→ What the exercise asks
Can you print the data exactly and leave out each image?
○ ○ ○ ○ ○
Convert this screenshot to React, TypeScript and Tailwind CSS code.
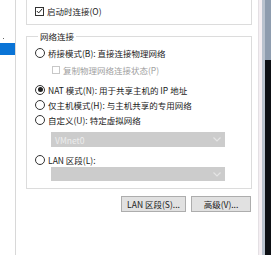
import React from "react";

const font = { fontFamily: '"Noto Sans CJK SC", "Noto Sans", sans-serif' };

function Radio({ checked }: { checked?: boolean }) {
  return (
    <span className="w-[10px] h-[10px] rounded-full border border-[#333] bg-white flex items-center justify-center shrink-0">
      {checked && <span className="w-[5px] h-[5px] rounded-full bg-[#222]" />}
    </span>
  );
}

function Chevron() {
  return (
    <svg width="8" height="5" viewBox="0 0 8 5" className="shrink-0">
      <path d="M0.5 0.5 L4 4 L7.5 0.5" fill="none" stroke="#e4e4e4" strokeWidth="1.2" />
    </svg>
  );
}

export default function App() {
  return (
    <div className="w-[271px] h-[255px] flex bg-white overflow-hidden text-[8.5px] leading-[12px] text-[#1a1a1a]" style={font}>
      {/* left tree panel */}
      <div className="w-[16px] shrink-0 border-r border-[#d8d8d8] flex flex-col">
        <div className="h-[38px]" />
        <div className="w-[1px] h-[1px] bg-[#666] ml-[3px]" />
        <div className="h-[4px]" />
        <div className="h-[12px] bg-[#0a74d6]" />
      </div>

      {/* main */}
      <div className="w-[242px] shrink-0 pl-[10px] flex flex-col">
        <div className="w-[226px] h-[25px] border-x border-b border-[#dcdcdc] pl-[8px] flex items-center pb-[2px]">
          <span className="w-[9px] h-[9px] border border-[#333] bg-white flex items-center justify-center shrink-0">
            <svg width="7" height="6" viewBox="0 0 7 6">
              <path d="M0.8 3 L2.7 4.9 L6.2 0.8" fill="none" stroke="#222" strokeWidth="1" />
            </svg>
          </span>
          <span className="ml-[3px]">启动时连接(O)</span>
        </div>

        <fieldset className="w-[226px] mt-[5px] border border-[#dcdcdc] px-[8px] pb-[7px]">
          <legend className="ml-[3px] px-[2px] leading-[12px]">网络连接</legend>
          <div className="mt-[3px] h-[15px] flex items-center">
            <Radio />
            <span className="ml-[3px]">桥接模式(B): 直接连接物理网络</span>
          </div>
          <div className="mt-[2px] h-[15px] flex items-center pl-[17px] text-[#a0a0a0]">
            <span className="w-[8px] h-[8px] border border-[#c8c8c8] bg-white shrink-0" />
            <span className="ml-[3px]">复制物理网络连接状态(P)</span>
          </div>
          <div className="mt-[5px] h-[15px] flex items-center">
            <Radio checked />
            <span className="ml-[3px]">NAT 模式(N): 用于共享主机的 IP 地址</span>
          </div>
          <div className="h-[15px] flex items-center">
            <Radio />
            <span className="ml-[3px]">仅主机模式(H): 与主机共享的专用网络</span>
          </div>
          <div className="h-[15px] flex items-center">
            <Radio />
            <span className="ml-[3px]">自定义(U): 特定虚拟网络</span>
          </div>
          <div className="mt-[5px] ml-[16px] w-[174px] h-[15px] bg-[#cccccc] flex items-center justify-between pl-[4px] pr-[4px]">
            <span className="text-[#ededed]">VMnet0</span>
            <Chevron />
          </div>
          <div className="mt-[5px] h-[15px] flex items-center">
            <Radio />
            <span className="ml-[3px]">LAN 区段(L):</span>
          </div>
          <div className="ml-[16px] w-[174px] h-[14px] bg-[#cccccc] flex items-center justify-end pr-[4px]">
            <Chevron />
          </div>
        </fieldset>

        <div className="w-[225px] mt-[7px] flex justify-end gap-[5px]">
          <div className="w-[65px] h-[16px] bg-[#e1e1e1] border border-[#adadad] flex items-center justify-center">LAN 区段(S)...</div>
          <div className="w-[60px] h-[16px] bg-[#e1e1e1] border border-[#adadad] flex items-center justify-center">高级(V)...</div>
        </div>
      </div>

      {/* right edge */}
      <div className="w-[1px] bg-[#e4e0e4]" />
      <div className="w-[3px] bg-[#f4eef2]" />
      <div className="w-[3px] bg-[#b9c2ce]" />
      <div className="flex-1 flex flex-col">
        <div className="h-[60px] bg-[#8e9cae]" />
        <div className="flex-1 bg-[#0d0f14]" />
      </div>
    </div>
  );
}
○ ○ ○ ○ ○
→ Answer in full
Convert this screenshot to React, TypeScript and Tailwind CSS code.
import React from "react";

const font = { fontFamily: '"Noto Sans CJK SC", "Noto Sans", sans-serif' };

function Radio({ checked }: { checked?: boolean }) {
  return (
    <span className="w-[10px] h-[10px] rounded-full border border-[#333] bg-white flex items-center justify-center shrink-0">
      {checked && <span className="w-[5px] h-[5px] rounded-full bg-[#222]" />}
    </span>
  );
}

function Chevron() {
  return (
    <svg width="8" height="5" viewBox="0 0 8 5" className="shrink-0">
      <path d="M0.5 0.5 L4 4 L7.5 0.5" fill="none" stroke="#e4e4e4" strokeWidth="1.2" />
    </svg>
  );
}

export default function App() {
  return (
    <div className="w-[271px] h-[255px] flex bg-white overflow-hidden text-[8.5px] leading-[12px] text-[#1a1a1a]" style={font}>
      {/* left tree panel */}
      <div className="w-[16px] shrink-0 border-r border-[#d8d8d8] flex flex-col">
        <div className="h-[38px]" />
        <div className="w-[1px] h-[1px] bg-[#666] ml-[3px]" />
        <div className="h-[4px]" />
        <div className="h-[12px] bg-[#0a74d6]" />
      </div>

      {/* main */}
      <div className="w-[242px] shrink-0 pl-[10px] flex flex-col">
        <div className="w-[226px] h-[25px] border-x border-b border-[#dcdcdc] pl-[8px] flex items-center pb-[2px]">
          <span className="w-[9px] h-[9px] border border-[#333] bg-white flex items-center justify-center shrink-0">
            <svg width="7" height="6" viewBox="0 0 7 6">
              <path d="M0.8 3 L2.7 4.9 L6.2 0.8" fill="none" stroke="#222" strokeWidth="1" />
            </svg>
          </span>
          <span className="ml-[3px]">启动时连接(O)</span>
        </div>

        <fieldset className="w-[226px] mt-[5px] border border-[#dcdcdc] px-[8px] pb-[7px]">
          <legend className="ml-[3px] px-[2px] leading-[12px]">网络连接</legend>
          <div className="mt-[3px] h-[15px] flex items-center">
            <Radio />
            <span className="ml-[3px]">桥接模式(B): 直接连接物理网络</span>
          </div>
          <div className="mt-[2px] h-[15px] flex items-center pl-[17px] text-[#a0a0a0]">
            <span className="w-[8px] h-[8px] border border-[#c8c8c8] bg-white shrink-0" />
            <span className="ml-[3px]">复制物理网络连接状态(P)</span>
          </div>
          <div className="mt-[5px] h-[15px] flex items-center">
            <Radio checked />
            <span className="ml-[3px]">NAT 模式(N): 用于共享主机的 IP 地址</span>
          </div>
          <div className="h-[15px] flex items-center">
            <Radio />
            <span className="ml-[3px]">仅主机模式(H): 与主机共享的专用网络</span>
          </div>
          <div className="h-[15px] flex items-center">
            <Radio />
            <span className="ml-[3px]">自定义(U): 特定虚拟网络</span>
          </div>
          <div className="mt-[5px] ml-[16px] w-[174px] h-[15px] bg-[#cccccc] flex items-center justify-between pl-[4px] pr-[4px]">
            <span className="text-[#ededed]">VMnet0</span>
            <Chevron />
          </div>
          <div className="mt-[5px] h-[15px] flex items-center">
            <Radio />
            <span className="ml-[3px]">LAN 区段(L):</span>
          </div>
          <div className="ml-[16px] w-[174px] h-[14px] bg-[#cccccc] flex items-center justify-end pr-[4px]">
            <Chevron />
          </div>
        </fieldset>

        <div className="w-[225px] mt-[7px] flex justify-end gap-[5px]">
          <div className="w-[65px] h-[16px] bg-[#e1e1e1] border border-[#adadad] flex items-center justify-center">LAN 区段(S)...</div>
          <div className="w-[60px] h-[16px] bg-[#e1e1e1] border border-[#adadad] flex items-center justify-center">高级(V)...</div>
        </div>
      </div>

      {/* right edge */}
      <div className="w-[1px] bg-[#e4e0e4]" />
      <div className="w-[3px] bg-[#f4eef2]" />
      <div className="w-[3px] bg-[#b9c2ce]" />
      <div className="flex-1 flex flex-col">
        <div className="h-[60px] bg-[#8e9cae]" />
        <div className="flex-1 bg-[#0d0f14]" />
      </div>
    </div>
  );
}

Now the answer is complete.